The album is critically acclaimed for the singles "Point of Know Return," which was a late addition to the album, and "Portrait (He Knew)," which was written about Albert Einstein. In 1988, Livgren released an updated version of "Portrait (He Knew)" titled "Portrait II" as part of the album Prime Mover credited to his band AD. He changed the subject of the song from Einstein to Jesus Christ. Another song, "Closet Chronicles", is a Howard Hughes allegory.

== Reception ==

Rolling Stone gave the album a mixed review, saying that though the transition to shorter songs generally works, the lyrics are "a wan and ridiculous rehash of the bargain-basement exoticism employed by the British art-rock crowd." They commented that though Kansas lacks a virtuoso soloist, the band's ensemble playing is strong and purposeful. Robert Taylor of AllMusic wrote that Kansas' "interplay and superior musicianship make this both an essential classic rock and progressive rock recording", despite its "dated sound" and the band's struggle "to maintain a healthy balance of progression combined with pop."
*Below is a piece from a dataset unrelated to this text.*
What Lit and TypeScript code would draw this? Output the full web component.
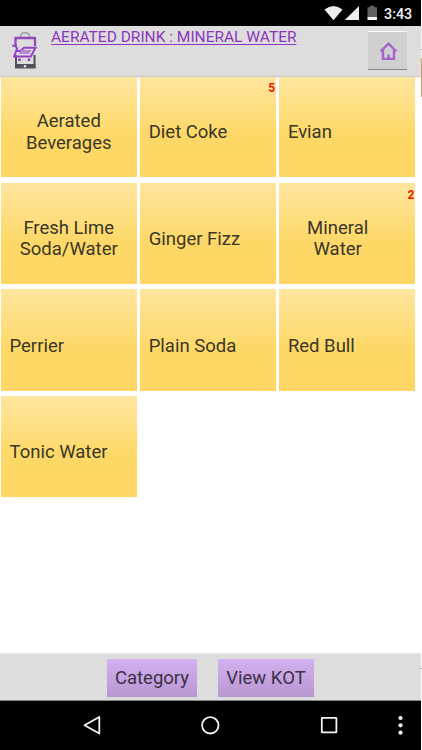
import { LitElement, html, css, nothing } from "lit";
import { customElement } from "lit/decorators.js";
import { classMap } from "lit/directives/class-map.js";

interface Item {
  lines: string[];
  count?: number;
}

const ITEMS: Item[] = [
  { lines: ["Aerated", "Beverages"] },
  { lines: ["Diet Coke"], count: 5 },
  { lines: ["Evian"] },
  { lines: ["Fresh Lime", "Soda/Water"] },
  { lines: ["Ginger Fizz"] },
  { lines: ["Mineral", "Water"], count: 2 },
  { lines: ["Perrier"] },
  { lines: ["Plain Soda"] },
  { lines: ["Red Bull"] },
  { lines: ["Tonic Water"] },
];

@customElement("status-bar")
class StatusBar extends LitElement {
  static styles = css`
    :host {
      display: flex;
      height: 26px;
      flex: none;
      background: #000;
      color: #f2f2f2;
      font: 500 14.3px/29px Roboto, sans-serif;
      justify-content: flex-end;
    }
    .icons { flex: none; }
    .time { width: 37px; white-space: nowrap; }
  `;
  render() {
    return html`
      <svg class="icons" width="61" height="26" viewBox="323 0 61 26">
        <path fill="#eee" d="M324.500 9.500Q333.500 2.500 342.500 9.500L333.500 20.300Z" />
        <path fill="#eee" d="M359 6V20H344.800Z" />
        <path fill="#606060" d="M367.500 7.200H370V5.800H374.500V7.200H377V17H367.500Z" />
        <path fill="#f4f4f4" d="M367.500 17H377V20H367.500Z" />
      </svg>
      <span class="time">3:43</span>
    `;
  }
}

@customElement("item-tile")
class ItemTile extends LitElement {
  static properties = { item: { attribute: false } };
  declare item: Item;
  static styles = css`
    :host {
      display: flex;
      position: relative;
      background: linear-gradient(#ffe6a0 0%, #fed866 60%, #fed665 100%);
      color: #3a3728;
      font: 400 18.5px/21.5px Roboto, sans-serif;
      text-align: center;
    }
    .label {
      flex: 1;
      display: flex;
      align-items: center;
      padding: 13px 9px 0 8.5px;
    }
    .double { flex-direction: column; justify-content: center; padding-top: 12px; }
    .double.counted { padding-right: 28px; }
    .count {
      position: absolute;
      top: 4px;
      right: 1px;
      font: 700 12px/16px Roboto, sans-serif;
      color: #ec1808;
    }
  `;
  render() {
    const { lines, count } = this.item;
    const classes = { label: true, double: lines.length > 1, counted: !!count };
    return html`
      <div class=${classMap(classes)}>
        ${lines.map((l) => html`<span>${l}</span>`)}
      </div>
      ${count ? html`<span class="count">${count}</span>` : nothing}
    `;
  }
}

@customElement("app-root")
class AppRoot extends LitElement {
  static styles = css`
    :host {
      display: grid;
      grid-template-columns: 421px 1px;
      height: 750px;
      overflow: hidden;
      background: #fff;
      font-family: Roboto, sans-serif;
    }
    .phone { display: flex; flex-direction: column; height: 750px; }
    .top {
      display: flex;
      flex: none;
      height: 50px;
      box-sizing: border-box;
      background: #ddd;
      box-shadow: 0 1px 1px #cfcabf;
      position: relative;
      z-index: 1;
    }
    .logo { flex: none; margin-left: 8px; }
    .title {
      margin-left: 11px;
      font-size: 15.5px;
      line-height: 22px;
      color: #8c36c0;
      text-decoration: underline;
      text-underline-offset: 2px;
      text-decoration-thickness: 1px;
      white-space: nowrap;
      flex: 1;
    }
    .home {
      box-sizing: border-box;
      width: 39px;
      height: 39px;
      margin: 5px 14.500px 0 0;
      padding: 0;
      border: 0 solid;
      border-width: 1px 0;
      border-color: #fafafa #fff #868686;
      background: #d0d0d0;
    }
    .home svg { display: block; }
    .grid {
      flex: 1;
      display: grid;
      grid-template-columns: repeat(3, 136px);
      grid-auto-rows: 101.200px;
      gap: 5.500px 3.200px;
      padding-left: 1px;
      align-content: start;
    }
    .bottom {
      display: flex;
      flex: none;
      justify-content: center;
      gap: 21px;
      height: 47px;
      box-sizing: border-box;
      padding-top: 5px;
      background: #ddd;
      border-bottom: 1px solid #858585;
      box-shadow: 0 -1px 1px #e8e8e8;
    }
    .action {
      height: 38px;
      padding: 0;
      border: 0;
      background: linear-gradient(#d3b1f0, #b996d1);
      color: #3b3144;
      font: 400 18.5px/37px Roboto, sans-serif;
    }
    .category { width: 90px; }
    .kot { width: 96px; }
    .nav { flex: none; display: block; background: #000; }
    .edge {
      background: linear-gradient(#fff 49px, #aaa 49px 50px, #fff 50px 58px, #dd9b50 58px 97px, #fff 97px 668px, #999 668px 669px, #fff 669px);
    }
  `;
  render() {
    return html`
      <div class="phone">
        <status-bar></status-bar>
        <header class="top">
          <svg class="logo" width="32" height="44" viewBox="8 26 32 44" fill="none">
            <path d="M20.500 37.500V36.500Q20.500 32.700 25 32.700T29.500 36.500V37.500" stroke="#a39aab" stroke-width="1.500" />
            <path d="M15.500 46V38H35V46" stroke="#9247bd" stroke-width="2.300" stroke-linejoin="round" />
            <path d="M16 55V67H34.500V55" stroke="#55505a" stroke-width="2" />
            <path d="M15 64H35.500V68.500H15Z" fill="#55505a" />
            <circle cx="25" cy="66.300" r="1.200" fill="#eee" />
            <path d="M12.300 45.800H15.500L17 48.500L14.200 56.500H30.800L35.500 47.700H24L20.500 51H16.500" stroke="#9440c4" stroke-width="2" />
            <path d="M21.500 50H31.500L29 54H18.500Z" fill="#b886d2" />
            <circle cx="19.500" cy="59.800" r="1.500" fill="#9440c4" />
            <circle cx="29" cy="59.800" r="1.500" fill="#9440c4" />
          </svg>
          <span class="title">AERATED DRINK : MINERAL WATER</span>
          <button class="home" aria-label="Home">
            <svg width="39" height="37" viewBox="367.500 32 39 37" fill="none" stroke="#a364cc" stroke-width="2.400">
              <path d="M380.200 51.300L388 43.600L395.800 51.300M382.500 50V58.900H393.500V50" />
              <path d="M388 54.500V59" />
            </svg>
          </button>
        </header>
        <main class="grid">
          ${ITEMS.map((item) => html`<item-tile .item=${item}></item-tile>`)}
        </main>
        <footer class="bottom">
          <button class="action category">Category</button>
          <button class="action kot">View KOT</button>
        </footer>
        <svg class="nav" width="421" height="49" viewBox="0 701 421 49" fill="none" stroke="#f2f2f2" stroke-width="1.800">
          <path d="M84.500 725.200L99.300 717V733.500Z" stroke-linejoin="round" />
          <circle cx="210.300" cy="725.300" r="8.200" />
          <rect x="321.800" y="717.800" width="14.600" height="14.600" rx="0.500" />
          <g fill="#f2f2f2" stroke="none">
            <circle cx="400.500" cy="718" r="2.100" />
            <circle cx="400.500" cy="725.300" r="2.100" />
            <circle cx="400.500" cy="732.700" r="2.100" />
          </g>
        </svg>
      </div>
      <div class="edge"></div>
    `;
  }
}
Point of Know Return would be Kansas' highest-charting album in the US, peaking at No. 4 in January 1978, and would sell four million copies in the US and be certified Quadruple Platinum by the RIAA.

Professional ratings
Review scores
| Source | Rating |
| AllMusic | Star |
| MusicHound Rock | Star |
| The Rolling Stone Album Guide | Star |

== Track listing ==

The remix of "Portrait (He Knew)" in the 2002 remastered edition marks the third time the song has been remixed. A remix appeared on the original single. A different remix appeared on the bonus disc of a Europe-only collection from the late 1990s.

Side one
| No. | Title | Writer(s) | Length |
|---|---|---|---|
| 1. | "Point of Know Return" | Walsh, Phil Ehart, Robby Steinhardt | 3:13 |
| 2. | "Paradox" | Kerry Livgren, Walsh | 3:50 |
| 3. | "The Spider" (instrumental) | Walsh | 2:05 |
| 4. | "Portrait (He Knew)" | Livgren, Walsh | 4:38 |
| 5. | "Closet Chronicles" | Walsh, Livgren | 6:31 |

Side two
| No. | Title | Writer(s) | Length |
|---|---|---|---|
| 6. | "Lightning's Hand" | Walsh, Livgren | 4:24 |
| 7. | "Dust in the Wind" | Livgren | 3:28 |
| 8. | "Sparks of the Tempest" | Livgren, Walsh | 4:18 |
| 9. | "Nobody's Home" | Livgren, Walsh | 4:40 |
| 10. | "Hopelessly Human" | Livgren | 7:17 |

Bonus tracks on 2002 CD reissue
| No. | Title | Length |
|---|---|---|
| 11. | "Sparks of the Tempest" (Recorded live at Merriweather Post Pavilion, Maryland) | 5:17 |
| 12. | "Portrait (He Knew)" (Remix) | 4:50 |

== Personnel ==
- Kansas
- Steve Walsh – organ, synthesizers, vibraphone, piano, lead vocals (except on "Lightning's Hand"), backing vocals, additional percussion
- Kerry Livgren – synthesizers, piano, clavinet, electric and acoustic guitars, additional percussion
- Robby Steinhardt – violins, viola, backing vocals, lead vocals on "Closet Chronicles", "Lightning's Hand", "Sparks of the Tempest", and "Hopelessly Human"
- Rich Williams – electric and acoustic guitars
- Dave Hope – bass
- Phil Ehart – drums, timpani, chimes, additional percussion

In addition to the actual credits, the album's liner notes credit each band member with a fictional instrument, such as "chain-driven gong", "autogyro", "Rinaldo whistling machine", and "Peabody chromatic inverter".

- Production
- Jeff Glixman – producer, engineer, mixing at Village Recorders, Los Angeles, August 1977, remastered edition producer
- Terry Diane Becker – additional engineering
- George Marino – mastering at Sterling Sound, New York, September 1977
- Kansas – arrangements and cover art concept
- Tom Drennon – art director
- Peter Lloyd – cover painting
- Rod Dyer – inner sleeve design
- Bob Maile – calligraphy
- Jeff Magid – remastered edition producer

== Charts ==

=== Weekly charts ===

| Chart (1977–1978) | Peak position |
|---|---|
| Australian Albums (Kent Music Report) | 52 |
| Canada Top Albums/CDs (RPM) | 7 |
| Dutch Albums (Album Top 100) | 33 |
| French Albums (SNEP) | 16 |
| US Billboard 200 | 4 |

=== Year-end charts ===

| Chart (1977) | Position |
|---|---|
| Canada Top Albums/CDs (RPM) | 59 |
| Chart (1978) | Position |
| Canada Top Albums/CDs (RPM) | 10 |
| US Billboard 200 | 9 |

==Certifications==

| Region | Certification | Certified units/sales |
| Canada (Music Canada) | Platinum | 100,000^{^} |
| United States (RIAA) | 4× Platinum | 4,000,000^{^} |
^{^} Shipments figures based on certification alone.